My hon. Friend will know of my long-term support for nuclear power, which I expressed often in the House in previous Parliaments. However, the critical thing is to be in favour not of nuclear power, but of a proper engineering and scientific-based assessment of how to ensure the lowest carbon energy, and if that leads us to nuclear, that is the correct answer.
As always, my hon. Friend’s wise words are correct. Nuclear power is not only an efficient way of generating energy, but a clean way. We have to use the very latest technology to deal with the nuclear waste that is produced, but I am absolutely certain that if we adopt an open mind and let our scientists get to work, we will find better and better ways of dealing with the waste that nuclear power stations produce.
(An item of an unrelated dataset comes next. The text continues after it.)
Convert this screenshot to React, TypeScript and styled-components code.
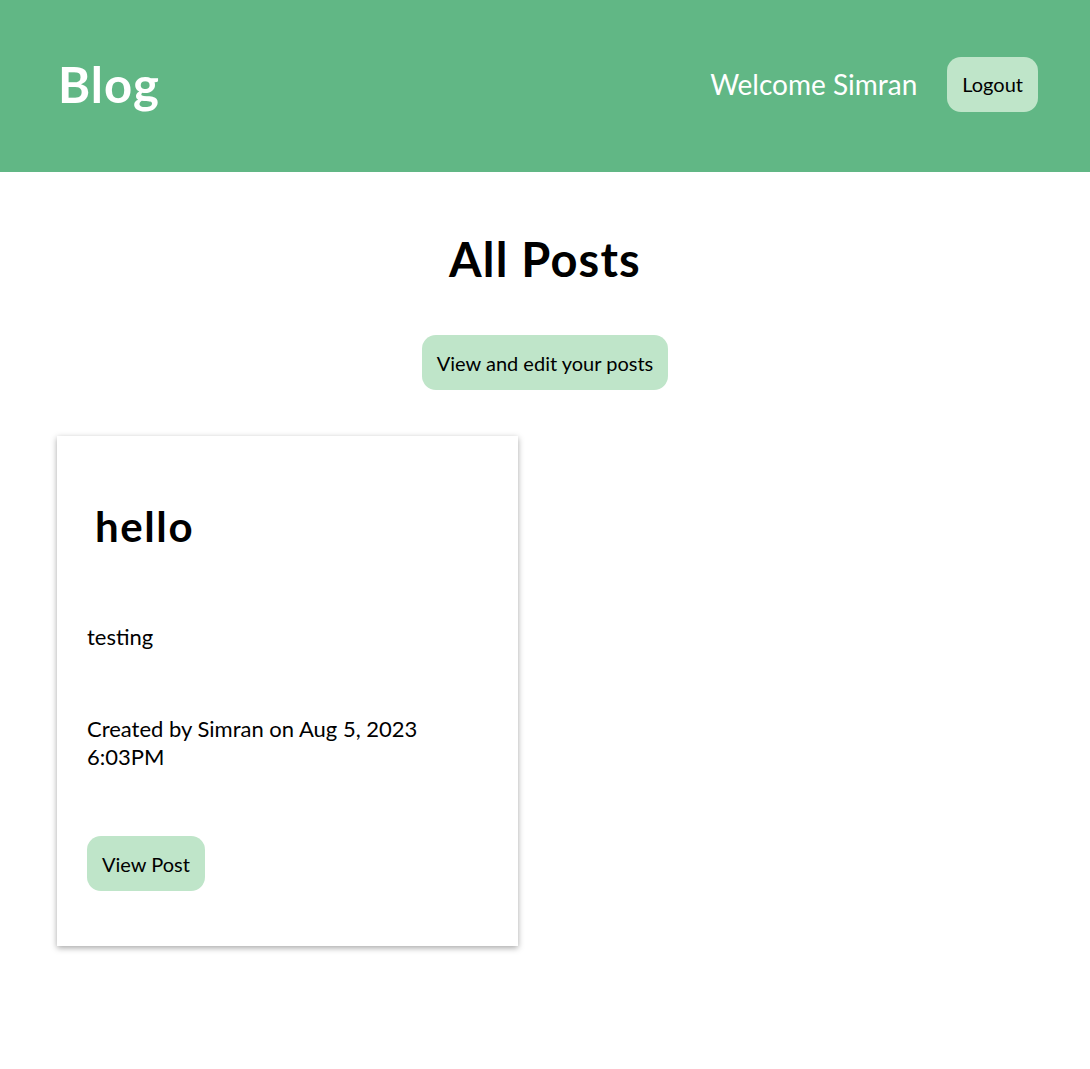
import React from "react";
import styled, { createGlobalStyle } from "styled-components";

const Global = createGlobalStyle`
  html, body { margin: 0; padding: 0; background: #ffffff; }
  body { font-family: "Lato", "Open Sans", sans-serif; color: #000; }
  * { box-sizing: border-box; }
`;

const Header = styled.header`
  height: 172px;
  background: #61b785;
  display: flex;
  align-items: center;
  justify-content: space-between;
  padding: 0 52px 4px 58px;
`;

const Brand = styled.h1`
  margin: 0;
  color: #ffffff;
  font-size: 49px;
  font-weight: 700;
  letter-spacing: 1px;
`;

const HeaderRight = styled.div`
  display: flex;
  align-items: center;
  gap: 30px;
`;

const Welcome = styled.span`
  color: #ffffff;
  font-size: 28px;
  font-weight: 400;
`;

const PillButton = styled.button<{ $size?: number }>`
  border: none;
  background: #bfe5c9;
  color: #000;
  border-radius: 14px;
  height: 55px;
  padding: 0 15px;
  font-family: inherit;
  font-size: ${(p) => p.$size ?? 20}px;
  cursor: pointer;
`;

const Main = styled.main`
  display: flex;
  flex-direction: column;
  align-items: center;
  padding: 59px 0 120px;
`;

const Title = styled.h2`
  margin: 0 0 48px;
  font-size: 47px;
  font-weight: 700;
  line-height: 56px;
  letter-spacing: 1.2px;
`;

const Grid = styled.section`
  align-self: stretch;
  display: grid;
  grid-template-columns: 461px;
  padding: 46px 57px 0;
`;

const Card = styled.article`
  background: #fff;
  box-shadow: 0 2px 6px rgba(0, 0, 0, 0.35);
  height: 510px;
  padding: 60px 30px 0;
  display: flex;
  flex-direction: column;
  align-items: flex-start;
`;

const CardTitle = styled.h3`
  margin: 0 0 0 8px;
  font-size: 42px;
  font-weight: 700;
  line-height: 60px;
  letter-spacing: 1.6px;
`;

const Text = styled.p`
  margin: 0;
  font-size: 22px;
  line-height: 28px;
`;

const Body = styled(Text)`
  margin-top: 67px;
`;

const Meta = styled(Text)`
  margin-top: 64px;
  max-width: 350px;
`;

const CardAction = styled.div`
  margin-top: 65px;
`;

export default function App() {
  return (
    <>
      <Global />
      <Header>
        <Brand>Blog</Brand>
        <HeaderRight>
          <Welcome>Welcome Simran</Welcome>
          <PillButton>Logout</PillButton>
        </HeaderRight>
      </Header>
      <Main>
        <Title>All Posts</Title>
        <PillButton>View and edit your posts</PillButton>
        <Grid>
          <Card>
            <CardTitle>hello</CardTitle>
            <Body>testing</Body>
            <Meta>Created by Simran on Aug 5, 2023 6:03PM</Meta>
            <CardAction>
              <PillButton>View Post</PillButton>
            </CardAction>
          </Card>
        </Grid>
      </Main>
    </>
  );
}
I welcome my hon. Friend’s support on that.
Innovation and exports are just beginning to return, and I am sure that hon. Members from all parts, if they have listened to businesses in their constituencies, will have had that experience. I have a wonderful firm in my constituency, a small FTSE company called Renishaw. It is the world-beater in measuring technology—metrology—but unfortunately it had to lay off several hundred people during the worst of the recession. I am pleased to report to the House, however, that in the past month or so it has begun to re-employ people. That is good news, because we must all work hard on measures with regard to how we employ the maximum number of people in this country. There is nothing worse than people who want to work but are unemployed—and unemployed through no fault of their own. We should concentrate on the terrible figures for 16 to 25-year-olds not in education, employment or training—the so-called NEETs—who are without jobs at the moment, because we have inherited a shocking waste of young talent.